### Data records
════════════════
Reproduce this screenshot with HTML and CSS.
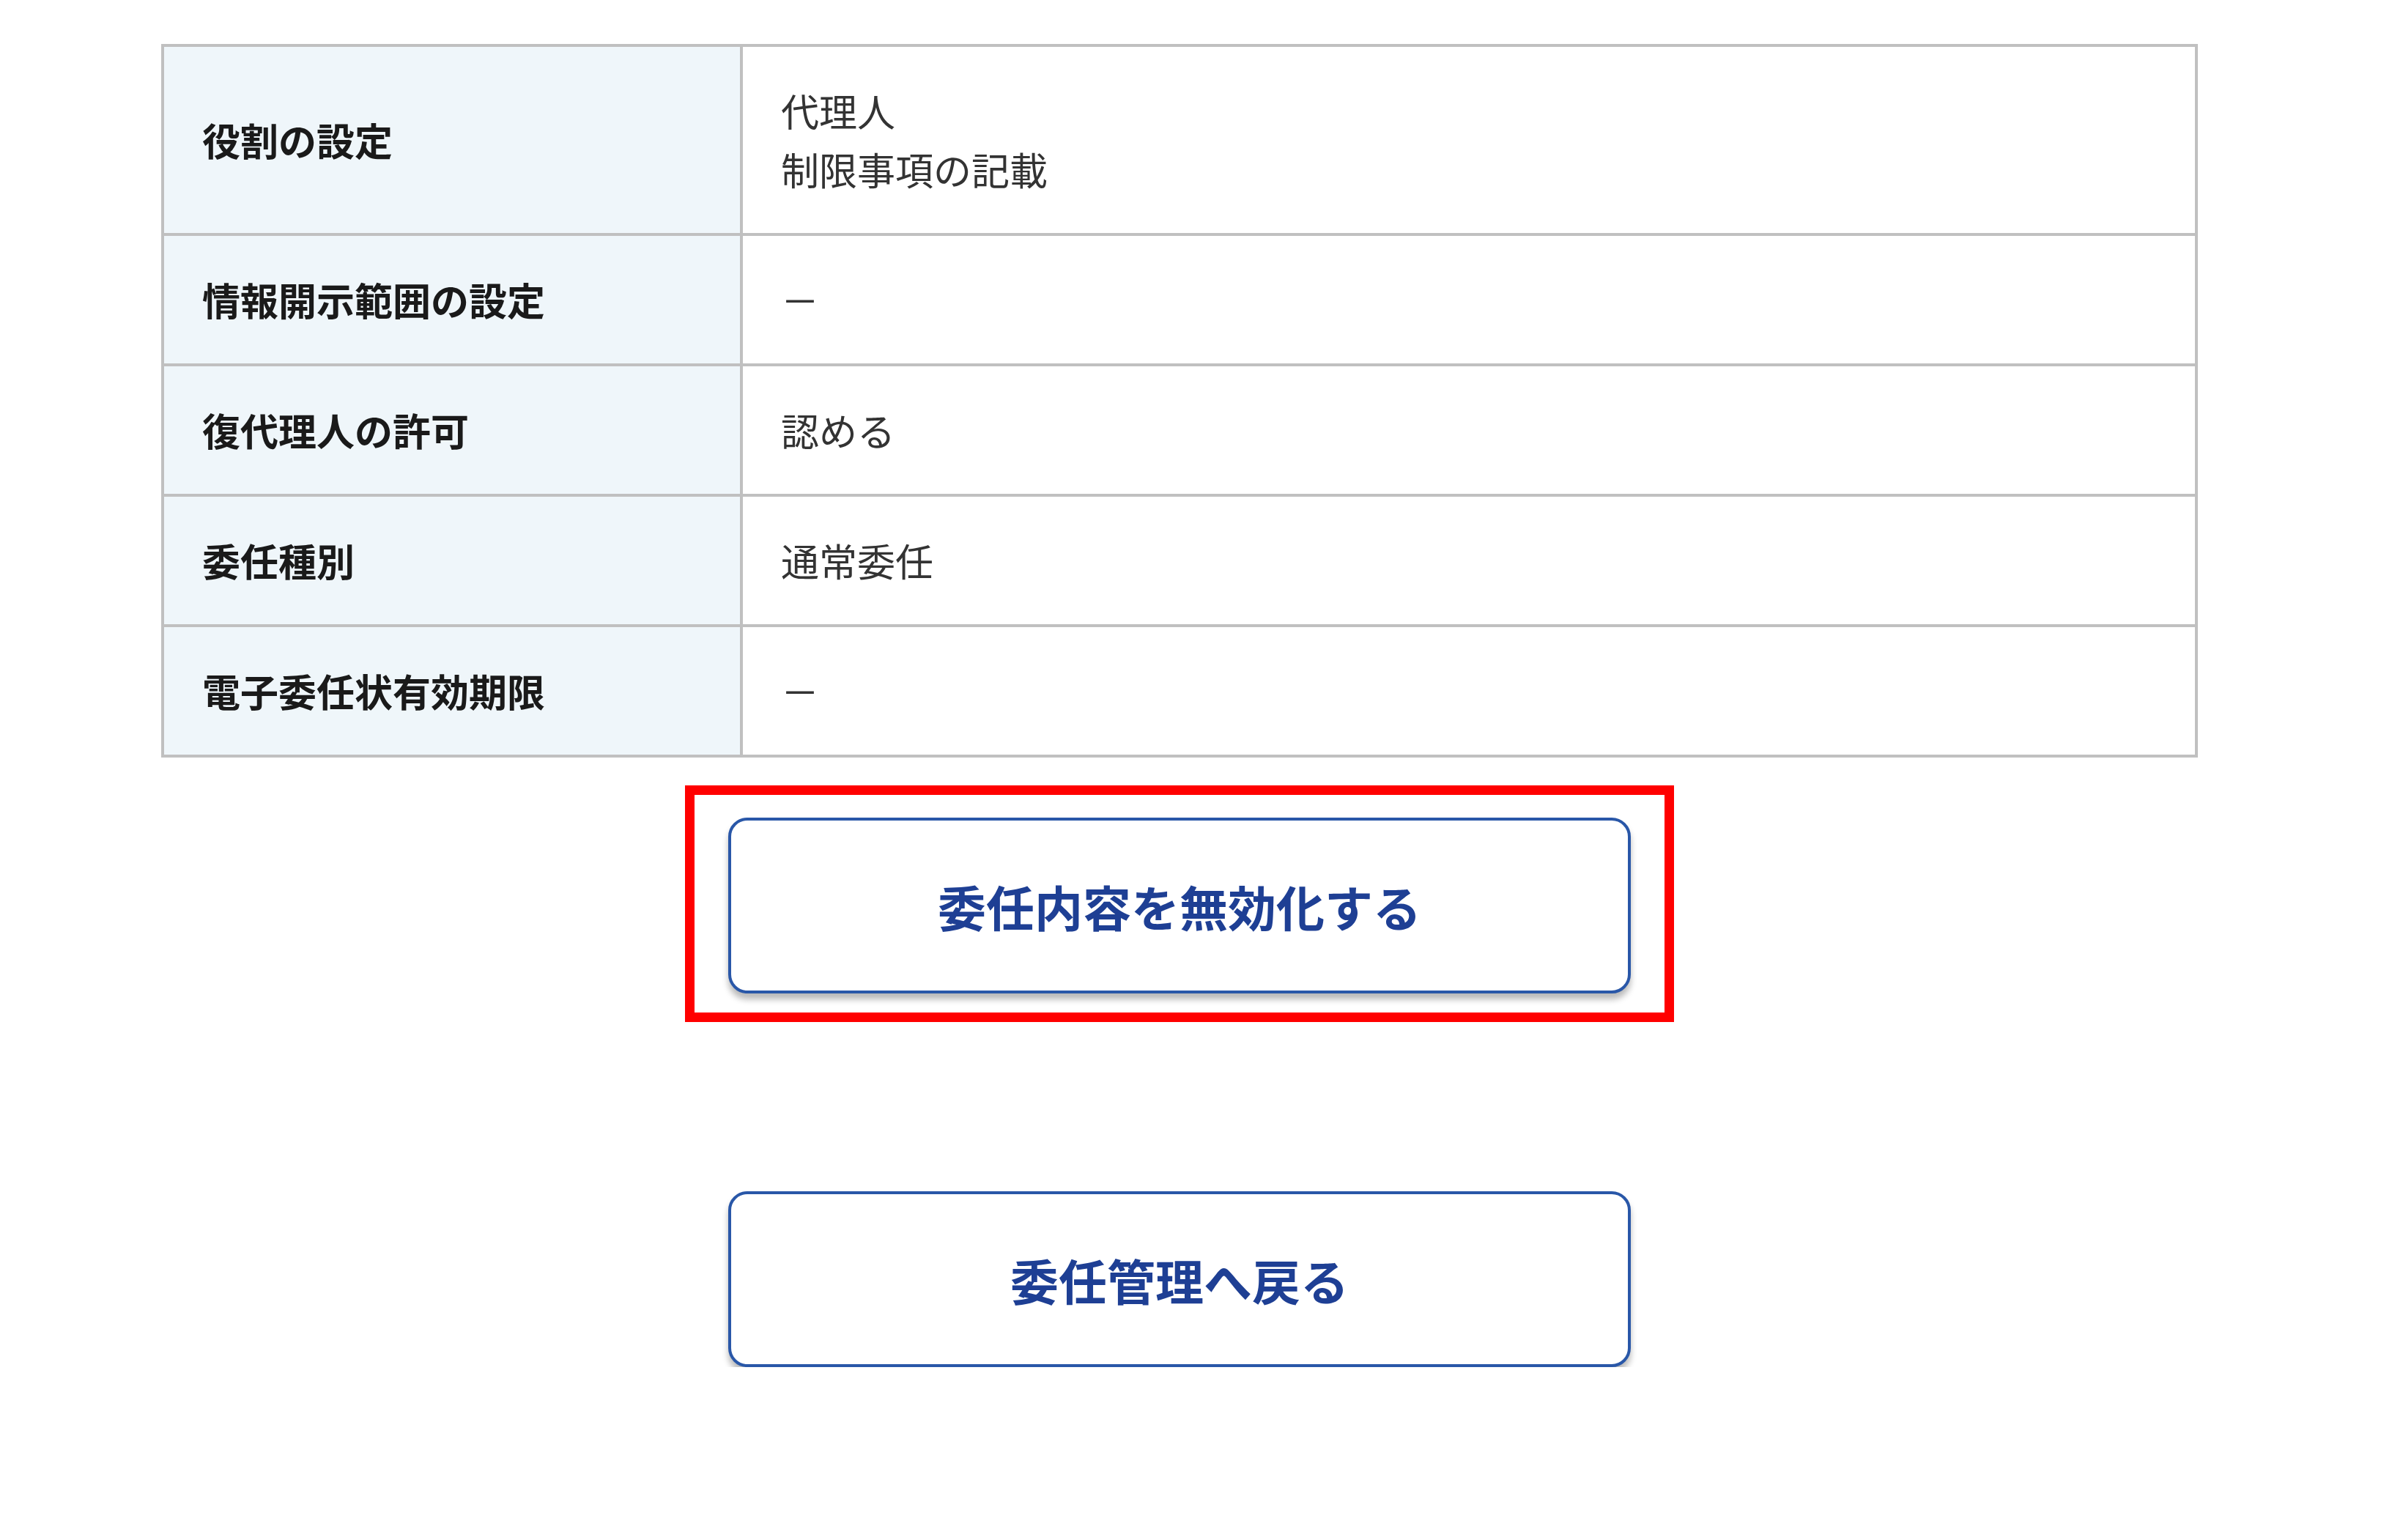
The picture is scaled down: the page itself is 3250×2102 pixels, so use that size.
FILE: index.html
```html
<!DOCTYPE html>
<html lang="ja">
<head>
    <meta charset="UTF-8">
    <meta name="viewport" content="width=device-width, initial-scale=1.0">
    <title>委任内容の確認</title>
    <link rel="stylesheet" href="styles.css">
</head>
<body>
    <div class="page">
        <table class="detail-table">
            <tr>
                <th>役割の設定</th>
                <td>代理人<br>制限事項の記載</td>
            </tr>
            <tr>
                <th>情報開示範囲の設定</th>
                <td>－</td>
            </tr>
            <tr>
                <th>復代理人の許可</th>
                <td>認める</td>
            </tr>
            <tr>
                <th>委任種別</th>
                <td>通常委任</td>
            </tr>
            <tr>
                <th>電子委任状有効期限</th>
                <td>－</td>
            </tr>
        </table>

        <div class="actions">
            <div class="highlight">
                <button class="btn" id="invalidate-btn">委任内容を無効化する</button>
            </div>
            <button class="btn btn-back" id="back-btn">委任管理へ戻る</button>
        </div>
    </div>
</body>
</html>
```

FILE: styles.css
```css
body {
    margin: 0;
    background-color: #fff;
    font-family: "Noto Sans CJK JP", "Noto Sans", sans-serif;
    color: #222;
}
.page {
    width: 2780px;
    margin-left: 220px;
    padding-top: 60px;
}
.detail-table {
    width: 100%;
    border-collapse: collapse;
    border: 4px solid #c0c0c0;
}
.detail-table th,
.detail-table td {
    border: 4px solid #c0c0c0;
    padding: 47px 52px;
    font-size: 52px;
    line-height: 80px;
    text-align: left;
    vertical-align: middle;
}
.detail-table th {
    width: 682px;
    background-color: #eff6fa;
    font-weight: bold;
    color: #1a1a1a;
}
.detail-table td {
    background-color: #fff;
    color: #333;
}
.actions {
    display: flex;
    flex-direction: column;
    align-items: center;
}
.highlight {
    margin-top: 38px;
    border: 13px solid #ff0000;
    padding: 31px 46px 26px;
}
.btn {
    display: block;
    width: 1232px;
    height: 240px;
    background-color: #fff;
    border: 4px solid #2957a8;
    border-radius: 26px;
    box-shadow: 0 8px 8px rgba(0, 0, 0, 0.28);
    font-family: "Noto Sans CJK JP", "Noto Sans", sans-serif;
    font-size: 66px;
    font-weight: bold;
    color: #1e3f94;
    cursor: pointer;
}
.btn-back {
    margin-top: 231px;
}
```
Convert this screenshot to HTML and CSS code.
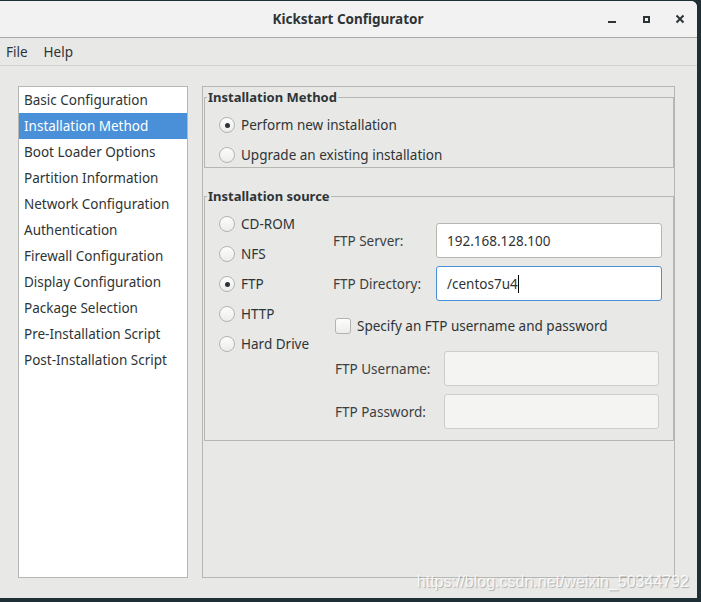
════════════════
### Stated problem
Replicate the material above verbatim; images stay out of the copy.

### Complete output
Reproduce this screenshot with HTML and CSS.
The picture is scaled down: the page itself is 3250×2102 pixels, so use that size.
FILE: index.html
```html
<!DOCTYPE html>
<html lang="ja">
<head>
    <meta charset="UTF-8">
    <meta name="viewport" content="width=device-width, initial-scale=1.0">
    <title>委任内容の確認</title>
    <link rel="stylesheet" href="styles.css">
</head>
<body>
    <div class="page">
        <table class="detail-table">
            <tr>
                <th>役割の設定</th>
                <td>代理人<br>制限事項の記載</td>
            </tr>
            <tr>
                <th>情報開示範囲の設定</th>
                <td>－</td>
            </tr>
            <tr>
                <th>復代理人の許可</th>
                <td>認める</td>
            </tr>
            <tr>
                <th>委任種別</th>
                <td>通常委任</td>
            </tr>
            <tr>
                <th>電子委任状有効期限</th>
                <td>－</td>
            </tr>
        </table>

        <div class="actions">
            <div class="highlight">
                <button class="btn" id="invalidate-btn">委任内容を無効化する</button>
            </div>
            <button class="btn btn-back" id="back-btn">委任管理へ戻る</button>
        </div>
    </div>
</body>
</html>
```

FILE: styles.css
```css
body {
    margin: 0;
    background-color: #fff;
    font-family: "Noto Sans CJK JP", "Noto Sans", sans-serif;
    color: #222;
}
.page {
    width: 2780px;
    margin-left: 220px;
    padding-top: 60px;
}
.detail-table {
    width: 100%;
    border-collapse: collapse;
    border: 4px solid #c0c0c0;
}
.detail-table th,
.detail-table td {
    border: 4px solid #c0c0c0;
    padding: 47px 52px;
    font-size: 52px;
    line-height: 80px;
    text-align: left;
    vertical-align: middle;
}
.detail-table th {
    width: 682px;
    background-color: #eff6fa;
    font-weight: bold;
    color: #1a1a1a;
}
.detail-table td {
    background-color: #fff;
    color: #333;
}
.actions {
    display: flex;
    flex-direction: column;
    align-items: center;
}
.highlight {
    margin-top: 38px;
    border: 13px solid #ff0000;
    padding: 31px 46px 26px;
}
.btn {
    display: block;
    width: 1232px;
    height: 240px;
    background-color: #fff;
    border: 4px solid #2957a8;
    border-radius: 26px;
    box-shadow: 0 8px 8px rgba(0, 0, 0, 0.28);
    font-family: "Noto Sans CJK JP", "Noto Sans", sans-serif;
    font-size: 66px;
    font-weight: bold;
    color: #1e3f94;
    cursor: pointer;
}
.btn-back {
    margin-top: 231px;
}
```
Convert this screenshot to HTML and CSS code.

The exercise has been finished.